» Input data:
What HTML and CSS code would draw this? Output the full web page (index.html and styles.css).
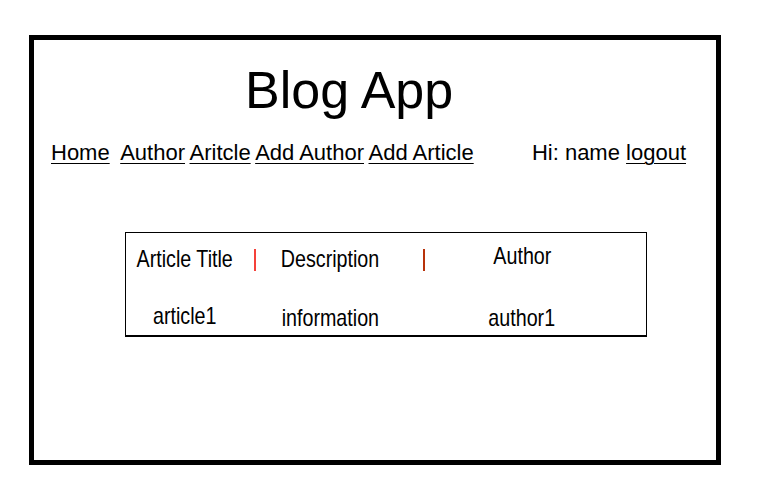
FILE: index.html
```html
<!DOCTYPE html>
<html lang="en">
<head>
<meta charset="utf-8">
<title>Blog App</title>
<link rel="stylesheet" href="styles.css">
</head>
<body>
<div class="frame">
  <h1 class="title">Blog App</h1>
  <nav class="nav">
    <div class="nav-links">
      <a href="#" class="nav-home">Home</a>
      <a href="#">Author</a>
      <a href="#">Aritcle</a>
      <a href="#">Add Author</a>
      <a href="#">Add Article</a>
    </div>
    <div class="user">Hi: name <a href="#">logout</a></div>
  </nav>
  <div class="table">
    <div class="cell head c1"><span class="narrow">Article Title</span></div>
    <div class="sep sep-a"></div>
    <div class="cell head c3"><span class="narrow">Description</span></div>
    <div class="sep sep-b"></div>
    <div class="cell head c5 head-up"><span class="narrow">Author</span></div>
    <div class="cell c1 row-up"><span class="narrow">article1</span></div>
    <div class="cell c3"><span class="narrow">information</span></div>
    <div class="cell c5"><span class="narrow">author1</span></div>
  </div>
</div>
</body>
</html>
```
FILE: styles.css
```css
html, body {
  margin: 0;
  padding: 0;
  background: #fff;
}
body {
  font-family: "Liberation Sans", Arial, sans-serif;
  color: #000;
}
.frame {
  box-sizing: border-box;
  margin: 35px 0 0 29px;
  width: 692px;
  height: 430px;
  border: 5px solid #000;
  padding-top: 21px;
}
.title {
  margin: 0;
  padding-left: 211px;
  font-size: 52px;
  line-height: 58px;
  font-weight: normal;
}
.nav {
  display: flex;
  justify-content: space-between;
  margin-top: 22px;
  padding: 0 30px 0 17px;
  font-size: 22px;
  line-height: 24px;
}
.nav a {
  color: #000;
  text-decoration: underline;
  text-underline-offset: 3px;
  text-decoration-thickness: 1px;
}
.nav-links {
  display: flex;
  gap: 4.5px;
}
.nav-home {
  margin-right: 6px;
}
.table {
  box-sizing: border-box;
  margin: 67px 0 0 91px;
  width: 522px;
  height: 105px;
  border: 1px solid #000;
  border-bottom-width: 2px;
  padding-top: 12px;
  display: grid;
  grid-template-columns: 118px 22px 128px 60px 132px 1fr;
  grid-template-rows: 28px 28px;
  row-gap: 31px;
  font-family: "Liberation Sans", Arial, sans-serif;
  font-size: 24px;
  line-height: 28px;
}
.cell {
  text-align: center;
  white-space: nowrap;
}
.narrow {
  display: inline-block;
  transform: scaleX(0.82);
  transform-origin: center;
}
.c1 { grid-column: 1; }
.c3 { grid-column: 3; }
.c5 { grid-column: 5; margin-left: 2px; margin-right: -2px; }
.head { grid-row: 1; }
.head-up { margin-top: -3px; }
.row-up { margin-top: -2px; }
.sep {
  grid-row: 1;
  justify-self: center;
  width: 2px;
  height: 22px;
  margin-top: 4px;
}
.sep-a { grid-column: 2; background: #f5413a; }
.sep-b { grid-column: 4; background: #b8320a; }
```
==
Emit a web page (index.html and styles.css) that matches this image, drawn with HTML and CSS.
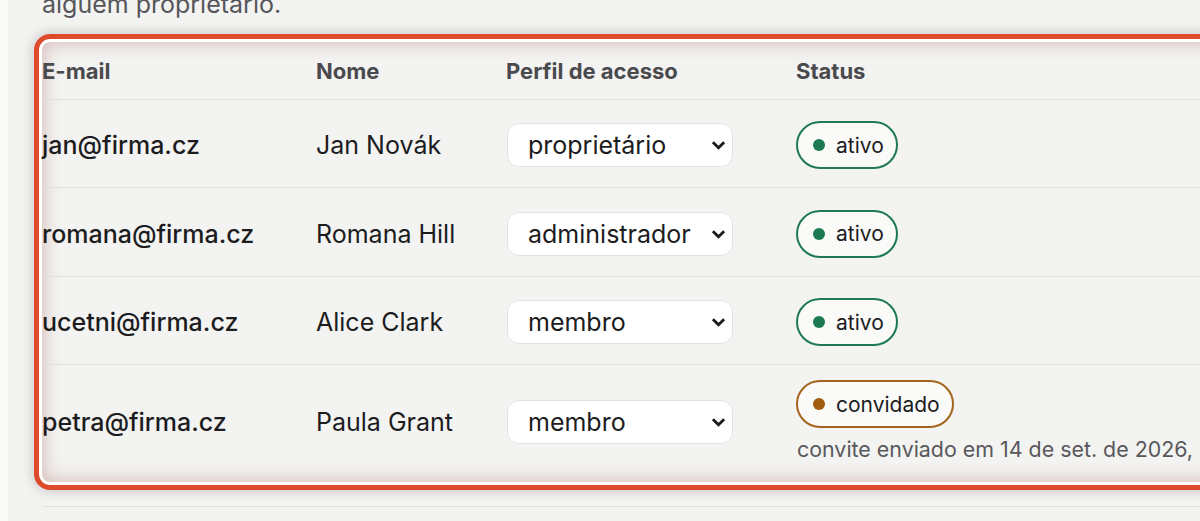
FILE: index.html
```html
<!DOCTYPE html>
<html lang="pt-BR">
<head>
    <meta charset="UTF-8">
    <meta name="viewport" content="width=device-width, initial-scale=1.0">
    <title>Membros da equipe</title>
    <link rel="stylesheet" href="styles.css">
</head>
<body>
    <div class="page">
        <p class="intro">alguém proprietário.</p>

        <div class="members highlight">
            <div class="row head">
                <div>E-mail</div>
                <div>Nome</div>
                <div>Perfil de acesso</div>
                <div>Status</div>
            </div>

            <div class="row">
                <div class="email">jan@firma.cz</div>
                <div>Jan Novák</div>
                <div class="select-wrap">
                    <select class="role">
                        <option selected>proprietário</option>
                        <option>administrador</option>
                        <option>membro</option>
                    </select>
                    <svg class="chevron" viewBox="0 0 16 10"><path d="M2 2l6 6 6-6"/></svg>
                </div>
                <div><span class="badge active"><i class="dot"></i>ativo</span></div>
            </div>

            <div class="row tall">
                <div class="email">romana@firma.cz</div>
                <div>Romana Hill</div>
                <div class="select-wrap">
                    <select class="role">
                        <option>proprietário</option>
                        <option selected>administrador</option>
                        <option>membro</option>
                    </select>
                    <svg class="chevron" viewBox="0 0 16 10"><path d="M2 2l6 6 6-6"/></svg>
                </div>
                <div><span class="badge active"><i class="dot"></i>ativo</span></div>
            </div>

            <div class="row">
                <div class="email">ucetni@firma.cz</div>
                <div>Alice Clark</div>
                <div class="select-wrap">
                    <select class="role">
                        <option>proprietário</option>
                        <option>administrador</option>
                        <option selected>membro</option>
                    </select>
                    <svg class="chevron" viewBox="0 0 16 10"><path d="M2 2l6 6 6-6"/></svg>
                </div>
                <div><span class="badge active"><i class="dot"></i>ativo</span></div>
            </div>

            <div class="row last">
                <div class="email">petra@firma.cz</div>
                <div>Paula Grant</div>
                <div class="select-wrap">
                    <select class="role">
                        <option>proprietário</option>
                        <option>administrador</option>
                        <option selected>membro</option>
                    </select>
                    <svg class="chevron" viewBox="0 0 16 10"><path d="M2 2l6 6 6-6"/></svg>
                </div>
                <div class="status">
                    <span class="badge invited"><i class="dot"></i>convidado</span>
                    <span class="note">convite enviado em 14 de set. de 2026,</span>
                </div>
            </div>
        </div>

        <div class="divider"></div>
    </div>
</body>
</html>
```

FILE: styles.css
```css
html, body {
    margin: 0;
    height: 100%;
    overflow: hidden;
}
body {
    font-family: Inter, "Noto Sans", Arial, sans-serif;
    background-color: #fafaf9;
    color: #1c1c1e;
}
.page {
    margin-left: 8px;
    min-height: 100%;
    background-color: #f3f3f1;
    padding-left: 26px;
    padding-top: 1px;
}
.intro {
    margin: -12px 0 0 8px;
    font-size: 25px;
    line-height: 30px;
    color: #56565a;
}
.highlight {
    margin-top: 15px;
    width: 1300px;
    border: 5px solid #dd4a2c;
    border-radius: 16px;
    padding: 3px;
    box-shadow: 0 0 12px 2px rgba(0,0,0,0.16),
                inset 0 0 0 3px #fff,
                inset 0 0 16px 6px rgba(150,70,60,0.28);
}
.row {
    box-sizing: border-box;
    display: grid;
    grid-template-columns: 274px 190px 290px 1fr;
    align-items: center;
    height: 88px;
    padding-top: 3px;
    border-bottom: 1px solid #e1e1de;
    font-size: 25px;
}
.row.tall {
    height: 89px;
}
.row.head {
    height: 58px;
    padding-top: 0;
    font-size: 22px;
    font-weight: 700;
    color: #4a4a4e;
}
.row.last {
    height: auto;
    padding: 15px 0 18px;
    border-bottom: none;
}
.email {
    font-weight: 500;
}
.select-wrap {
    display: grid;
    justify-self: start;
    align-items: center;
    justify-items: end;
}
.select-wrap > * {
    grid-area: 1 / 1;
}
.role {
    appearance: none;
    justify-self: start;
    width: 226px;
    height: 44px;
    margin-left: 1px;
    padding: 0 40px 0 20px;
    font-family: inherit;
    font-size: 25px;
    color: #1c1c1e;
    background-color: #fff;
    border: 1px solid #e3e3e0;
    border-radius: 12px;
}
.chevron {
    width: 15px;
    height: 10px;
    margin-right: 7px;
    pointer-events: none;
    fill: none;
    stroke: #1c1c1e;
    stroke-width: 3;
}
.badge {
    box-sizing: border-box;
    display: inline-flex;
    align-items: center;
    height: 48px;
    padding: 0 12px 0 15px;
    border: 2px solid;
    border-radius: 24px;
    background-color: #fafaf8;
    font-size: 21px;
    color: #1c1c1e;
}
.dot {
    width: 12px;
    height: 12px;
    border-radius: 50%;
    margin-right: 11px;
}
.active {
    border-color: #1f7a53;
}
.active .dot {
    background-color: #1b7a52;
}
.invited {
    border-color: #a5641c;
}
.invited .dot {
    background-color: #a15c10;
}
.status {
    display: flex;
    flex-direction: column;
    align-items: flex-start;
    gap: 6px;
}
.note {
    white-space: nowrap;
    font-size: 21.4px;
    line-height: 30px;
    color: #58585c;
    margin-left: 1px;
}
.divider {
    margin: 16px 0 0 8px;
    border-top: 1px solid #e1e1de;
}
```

» Goal of the exercise:
List the lines of the entries that include "index".

» Response:
What HTML and CSS code would draw this? Output the full web page (index.html and styles.css).
FILE: index.html
Emit a web page (index.html and styles.css) that matches this image, drawn with HTML and CSS.
FILE: index.html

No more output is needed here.